_Goal_
Images are not part of the copy; write out the rest of the data exactly as given.

_Collected material_
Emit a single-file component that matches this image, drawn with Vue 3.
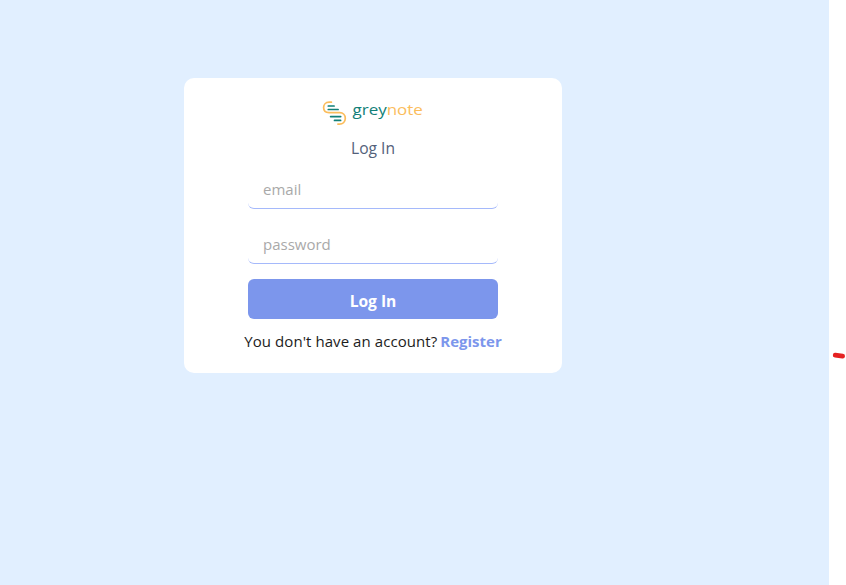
<script setup>
import { ref } from 'vue'

const email = ref('')
const password = ref('')
</script>

<template>
  <div class="layout">
    <main class="page">
      <form class="card" @submit.prevent>
        <svg class="logo" width="104" height="30" viewBox="0 0 104 30" aria-label="greynote">
          <g fill="none" stroke-linecap="round">
            <path
              d="M9.4 4.2 H7.2 C3.2 4.2 1.6 7.2 1.6 9.5 C1.6 12.8 4 14.6 7 14.6 H17.7 C21.2 14.6 23.3 17.2 23.3 20.2 C23.3 24.1 20.6 26.1 17.4 26.1 H15.9"
              stroke="#fbbd5c"
              stroke-width="1.7"
            />
            <path d="M6.3 8 H12.1 M6.3 11.5 H16.1 M8.6 18.6 H18.7 M12.5 22.4 H18.6" stroke="#128078" stroke-width="1.7" />
          </g>
          <text class="wordmark" x="30.5" y="17.1" textLength="70.4" lengthAdjust="spacingAndGlyphs"><tspan fill="#128078">grey</tspan><tspan fill="#fbbd5c">note</tspan></text>
        </svg>
        <h1 class="title">Log In</h1>
        <input v-model="email" class="field field-email" type="email" placeholder="email" />
        <input v-model="password" class="field field-password" type="password" placeholder="password" />
        <button class="submit" type="submit">Log In</button>
        <p class="signup">
          <span class="question">You don't have an account?</span>
          <a class="register">Register</a>
        </p>
      </form>
    </main>
    <aside class="gutter">
      <svg width="17" height="12" viewBox="0 0 17 12">
        <path d="M6.2 5.2 L13.6 6.2" fill="none" stroke="#e52222" stroke-width="4.8" stroke-linecap="round" />
      </svg>
    </aside>
  </div>
</template>

<style>
body {
  margin: 0;
}
</style>

<style scoped>
.layout {
  display: flex;
  height: 585px;
  background: #fff;
  font-family: "Open Sans", "Noto Sans", sans-serif;
  font-size: 15px;
  font-weight: 400;
}
.page {
  width: 829px;
  box-sizing: border-box;
  padding: 78px 0 0 184px;
  background: #e1efff;
}
.card {
  box-sizing: border-box;
  width: 378px;
  height: 295px;
  padding-top: 20px;
  display: flex;
  flex-direction: column;
  align-items: center;
  background: #fff;
  border-radius: 10px;
}
.logo {
  display: block;
  flex: none;
  margin-left: 2px;
}
.wordmark {
  font-family: "Open Sans", sans-serif;
  font-size: 15px;
  font-weight: 500;
}
.title {
  margin: 9px 0 0;
  height: 22px;
  line-height: 22px;
  font-size: 15.6px;
  font-weight: 400;
  color: #53617a;
}
.field {
  box-sizing: border-box;
  width: 250px;
  height: 40px;
  padding: 0 15px;
  border: 0;
  border-bottom: 1px solid #a5b9fb;
  border-radius: 6px;
  background: #fff;
  outline: 0;
  font: inherit;
  color: #222;
}
.field::placeholder {
  color: #a9a9a9;
  opacity: 1;
}
.field-email {
  margin-top: 10px;
}
.field-password {
  margin-top: 15px;
}
.submit {
  width: 250px;
  height: 40px;
  margin-top: 15px;
  padding: 3px 0 0;
  border: 0;
  border-radius: 6px;
  background: #7c96ec;
  color: #fff;
  font: inherit;
  font-size: 15.6px;
  font-weight: 700;
}
.signup {
  display: flex;
  gap: 3px;
  margin: 11px 0 0;
  line-height: 22px;
  white-space: nowrap;
  color: #1c1c1c;
}
.question {
  letter-spacing: 0.07px;
}
.register {
  color: #7c96ec;
  font-weight: 700;
}
.gutter {
  width: 17px;
  padding-top: 350px;
  box-sizing: border-box;
}
.gutter svg {
  display: block;
}
</style>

_Written reply_
Emit a single-file component that matches this image, drawn with Vue 3.
<script setup>
import { ref } from 'vue'

const email = ref('')
const password = ref('')
</script>

<template>
  <div class="layout">
    <main class="page">
      <form class="card" @submit.prevent>
        <svg class="logo" width="104" height="30" viewBox="0 0 104 30" aria-label="greynote">
          <g fill="none" stroke-linecap="round">
            <path
              d="M9.4 4.2 H7.2 C3.2 4.2 1.6 7.2 1.6 9.5 C1.6 12.8 4 14.6 7 14.6 H17.7 C21.2 14.6 23.3 17.2 23.3 20.2 C23.3 24.1 20.6 26.1 17.4 26.1 H15.9"
              stroke="#fbbd5c"
              stroke-width="1.7"
            />
            <path d="M6.3 8 H12.1 M6.3 11.5 H16.1 M8.6 18.6 H18.7 M12.5 22.4 H18.6" stroke="#128078" stroke-width="1.7" />
          </g>
          <text class="wordmark" x="30.5" y="17.1" textLength="70.4" lengthAdjust="spacingAndGlyphs"><tspan fill="#128078">grey</tspan><tspan fill="#fbbd5c">note</tspan></text>
        </svg>
        <h1 class="title">Log In</h1>
        <input v-model="email" class="field field-email" type="email" placeholder="email" />
        <input v-model="password" class="field field-password" type="password" placeholder="password" />
        <button class="submit" type="submit">Log In</button>
        <p class="signup">
          <span class="question">You don't have an account?</span>
          <a class="register">Register</a>
        </p>
      </form>
    </main>
    <aside class="gutter">
      <svg width="17" height="12" viewBox="0 0 17 12">
        <path d="M6.2 5.2 L13.6 6.2" fill="none" stroke="#e52222" stroke-width="4.8" stroke-linecap="round" />
      </svg>
    </aside>
  </div>
</template>

<style>
body {
  margin: 0;
}
</style>

<style scoped>
.layout {
  display: flex;
  height: 585px;
  background: #fff;
  font-family: "Open Sans", "Noto Sans", sans-serif;
  font-size: 15px;
  font-weight: 400;
}
.page {
  width: 829px;
  box-sizing: border-box;
  padding: 78px 0 0 184px;
  background: #e1efff;
}
.card {
  box-sizing: border-box;
  width: 378px;
  height: 295px;
  padding-top: 20px;
  display: flex;
  flex-direction: column;
  align-items: center;
  background: #fff;
  border-radius: 10px;
}
.logo {
  display: block;
  flex: none;
  margin-left: 2px;
}
.wordmark {
  font-family: "Open Sans", sans-serif;
  font-size: 15px;
  font-weight: 500;
}
.title {
  margin: 9px 0 0;
  height: 22px;
  line-height: 22px;
  font-size: 15.6px;
  font-weight: 400;
  color: #53617a;
}
.field {
  box-sizing: border-box;
  width: 250px;
  height: 40px;
  padding: 0 15px;
  border: 0;
  border-bottom: 1px solid #a5b9fb;
  border-radius: 6px;
  background: #fff;
  outline: 0;
  font: inherit;
  color: #222;
}
.field::placeholder {
  color: #a9a9a9;
  opacity: 1;
}
.field-email {
  margin-top: 10px;
}
.field-password {
  margin-top: 15px;
}
.submit {
  width: 250px;
  height: 40px;
  margin-top: 15px;
  padding: 3px 0 0;
  border: 0;
  border-radius: 6px;
  background: #7c96ec;
  color: #fff;
  font: inherit;
  font-size: 15.6px;
  font-weight: 700;
}
.signup {
  display: flex;
  gap: 3px;
  margin: 11px 0 0;
  line-height: 22px;
  white-space: nowrap;
  color: #1c1c1c;
}
.question {
  letter-spacing: 0.07px;
}
.register {
  color: #7c96ec;
  font-weight: 700;
}
.gutter {
  width: 17px;
  padding-top: 350px;
  box-sizing: border-box;
}
.gutter svg {
  display: block;
}
</style>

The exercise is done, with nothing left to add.